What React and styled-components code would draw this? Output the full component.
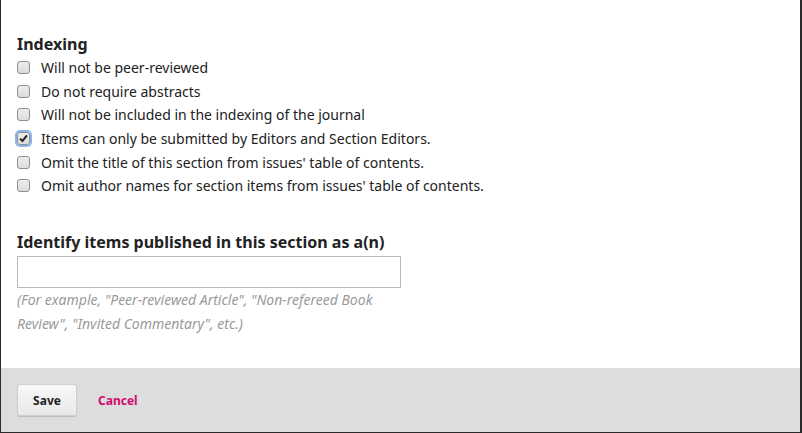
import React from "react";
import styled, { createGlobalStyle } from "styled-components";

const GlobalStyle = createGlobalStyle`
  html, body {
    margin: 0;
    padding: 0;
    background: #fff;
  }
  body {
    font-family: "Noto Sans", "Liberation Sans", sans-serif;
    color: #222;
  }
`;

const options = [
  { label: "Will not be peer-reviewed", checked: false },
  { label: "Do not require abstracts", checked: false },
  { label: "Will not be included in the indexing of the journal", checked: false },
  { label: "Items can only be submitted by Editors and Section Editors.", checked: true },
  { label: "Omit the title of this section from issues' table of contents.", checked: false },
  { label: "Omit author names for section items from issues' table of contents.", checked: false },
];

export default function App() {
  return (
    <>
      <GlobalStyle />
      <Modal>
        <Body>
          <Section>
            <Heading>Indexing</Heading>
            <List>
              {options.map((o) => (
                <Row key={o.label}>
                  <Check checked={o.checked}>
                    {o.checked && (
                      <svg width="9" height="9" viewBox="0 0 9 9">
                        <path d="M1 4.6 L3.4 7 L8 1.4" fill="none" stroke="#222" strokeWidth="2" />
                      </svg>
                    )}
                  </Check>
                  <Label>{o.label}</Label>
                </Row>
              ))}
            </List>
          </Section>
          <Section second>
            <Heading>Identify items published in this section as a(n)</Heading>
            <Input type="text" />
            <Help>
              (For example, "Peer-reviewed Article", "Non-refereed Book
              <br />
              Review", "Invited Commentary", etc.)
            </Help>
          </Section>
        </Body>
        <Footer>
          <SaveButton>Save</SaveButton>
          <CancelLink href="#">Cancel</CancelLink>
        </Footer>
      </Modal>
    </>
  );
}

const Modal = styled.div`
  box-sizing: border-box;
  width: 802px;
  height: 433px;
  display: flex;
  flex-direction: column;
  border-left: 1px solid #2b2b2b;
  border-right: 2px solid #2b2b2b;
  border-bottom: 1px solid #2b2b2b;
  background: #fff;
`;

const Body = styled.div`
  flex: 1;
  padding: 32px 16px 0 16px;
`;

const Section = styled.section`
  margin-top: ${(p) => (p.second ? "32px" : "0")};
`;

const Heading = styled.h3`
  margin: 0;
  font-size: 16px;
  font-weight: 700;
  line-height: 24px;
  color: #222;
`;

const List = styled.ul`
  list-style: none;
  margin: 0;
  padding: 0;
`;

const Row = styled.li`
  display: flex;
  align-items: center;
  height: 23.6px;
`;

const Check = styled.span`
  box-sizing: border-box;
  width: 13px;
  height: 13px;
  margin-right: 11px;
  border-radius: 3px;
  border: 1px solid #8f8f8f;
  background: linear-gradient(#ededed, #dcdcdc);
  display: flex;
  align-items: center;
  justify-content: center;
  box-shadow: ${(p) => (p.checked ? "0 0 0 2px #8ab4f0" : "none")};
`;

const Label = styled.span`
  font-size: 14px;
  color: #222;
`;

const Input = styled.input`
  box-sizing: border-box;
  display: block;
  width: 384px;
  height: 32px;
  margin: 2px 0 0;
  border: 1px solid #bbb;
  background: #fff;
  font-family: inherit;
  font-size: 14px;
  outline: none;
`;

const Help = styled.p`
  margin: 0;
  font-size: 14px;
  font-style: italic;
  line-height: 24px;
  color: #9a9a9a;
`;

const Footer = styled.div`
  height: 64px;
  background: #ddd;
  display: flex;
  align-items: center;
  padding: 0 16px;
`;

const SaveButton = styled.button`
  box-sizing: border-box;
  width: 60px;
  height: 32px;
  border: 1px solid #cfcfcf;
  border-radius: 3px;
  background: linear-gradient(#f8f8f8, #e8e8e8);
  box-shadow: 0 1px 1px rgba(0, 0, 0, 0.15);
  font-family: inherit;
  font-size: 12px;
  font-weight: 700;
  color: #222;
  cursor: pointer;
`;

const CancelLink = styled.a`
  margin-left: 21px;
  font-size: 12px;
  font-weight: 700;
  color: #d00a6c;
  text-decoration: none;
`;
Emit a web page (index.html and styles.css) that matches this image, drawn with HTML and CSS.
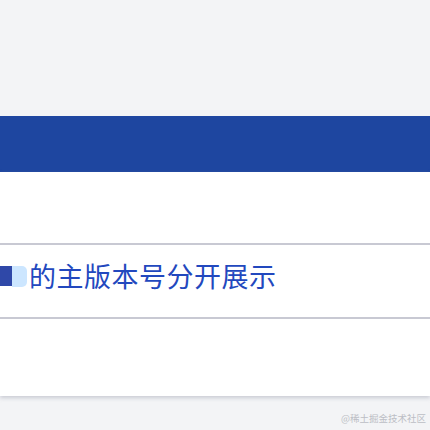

* [Do this]: Extract the entries in full, exactly as they are, minus the pictures.

* [In response]:
What React and styled-components code would draw this? Output the full component.
import React from "react";
import styled, { createGlobalStyle } from "styled-components";

const GlobalStyle = createGlobalStyle`
  html, body {
    margin: 0;
    padding: 0;
    background: #fff;
  }
  body {
    font-family: "Noto Sans", "Liberation Sans", sans-serif;
    color: #222;
  }
`;

const options = [
  { label: "Will not be peer-reviewed", checked: false },
  { label: "Do not require abstracts", checked: false },
  { label: "Will not be included in the indexing of the journal", checked: false },
  { label: "Items can only be submitted by Editors and Section Editors.", checked: true },
  { label: "Omit the title of this section from issues' table of contents.", checked: false },
  { label: "Omit author names for section items from issues' table of contents.", checked: false },
];

export default function App() {
  return (
    <>
      <GlobalStyle />
      <Modal>
        <Body>
          <Section>
            <Heading>Indexing</Heading>
            <List>
              {options.map((o) => (
                <Row key={o.label}>
                  <Check checked={o.checked}>
                    {o.checked && (
                      <svg width="9" height="9" viewBox="0 0 9 9">
                        <path d="M1 4.6 L3.4 7 L8 1.4" fill="none" stroke="#222" strokeWidth="2" />
                      </svg>
                    )}
                  </Check>
                  <Label>{o.label}</Label>
                </Row>
              ))}
            </List>
          </Section>
          <Section second>
            <Heading>Identify items published in this section as a(n)</Heading>
            <Input type="text" />
            <Help>
              (For example, "Peer-reviewed Article", "Non-refereed Book
              <br />
              Review", "Invited Commentary", etc.)
            </Help>
          </Section>
        </Body>
        <Footer>
          <SaveButton>Save</SaveButton>
          <CancelLink href="#">Cancel</CancelLink>
        </Footer>
      </Modal>
    </>
  );
}

const Modal = styled.div`
  box-sizing: border-box;
  width: 802px;
  height: 433px;
  display: flex;
  flex-direction: column;
  border-left: 1px solid #2b2b2b;
  border-right: 2px solid #2b2b2b;
  border-bottom: 1px solid #2b2b2b;
  background: #fff;
`;

const Body = styled.div`
  flex: 1;
  padding: 32px 16px 0 16px;
`;

const Section = styled.section`
  margin-top: ${(p) => (p.second ? "32px" : "0")};
`;

const Heading = styled.h3`
  margin: 0;
  font-size: 16px;
  font-weight: 700;
  line-height: 24px;
  color: #222;
`;

const List = styled.ul`
  list-style: none;
  margin: 0;
  padding: 0;
`;

const Row = styled.li`
  display: flex;
  align-items: center;
  height: 23.6px;
`;

const Check = styled.span`
  box-sizing: border-box;
  width: 13px;
  height: 13px;
  margin-right: 11px;
  border-radius: 3px;
  border: 1px solid #8f8f8f;
  background: linear-gradient(#ededed, #dcdcdc);
  display: flex;
  align-items: center;
  justify-content: center;
  box-shadow: ${(p) => (p.checked ? "0 0 0 2px #8ab4f0" : "none")};
`;

const Label = styled.span`
  font-size: 14px;
  color: #222;
`;

const Input = styled.input`
  box-sizing: border-box;
  display: block;
  width: 384px;
  height: 32px;
  margin: 2px 0 0;
  border: 1px solid #bbb;
  background: #fff;
  font-family: inherit;
  font-size: 14px;
  outline: none;
`;

const Help = styled.p`
  margin: 0;
  font-size: 14px;
  font-style: italic;
  line-height: 24px;
  color: #9a9a9a;
`;

const Footer = styled.div`
  height: 64px;
  background: #ddd;
  display: flex;
  align-items: center;
  padding: 0 16px;
`;

const SaveButton = styled.button`
  box-sizing: border-box;
  width: 60px;
  height: 32px;
  border: 1px solid #cfcfcf;
  border-radius: 3px;
  background: linear-gradient(#f8f8f8, #e8e8e8);
  box-shadow: 0 1px 1px rgba(0, 0, 0, 0.15);
  font-family: inherit;
  font-size: 12px;
  font-weight: 700;
  color: #222;
  cursor: pointer;
`;

const CancelLink = styled.a`
  margin-left: 21px;
  font-size: 12px;
  font-weight: 700;
  color: #d00a6c;
  text-decoration: none;
`;
Emit a web page (index.html and styles.css) that matches this image, drawn with HTML and CSS.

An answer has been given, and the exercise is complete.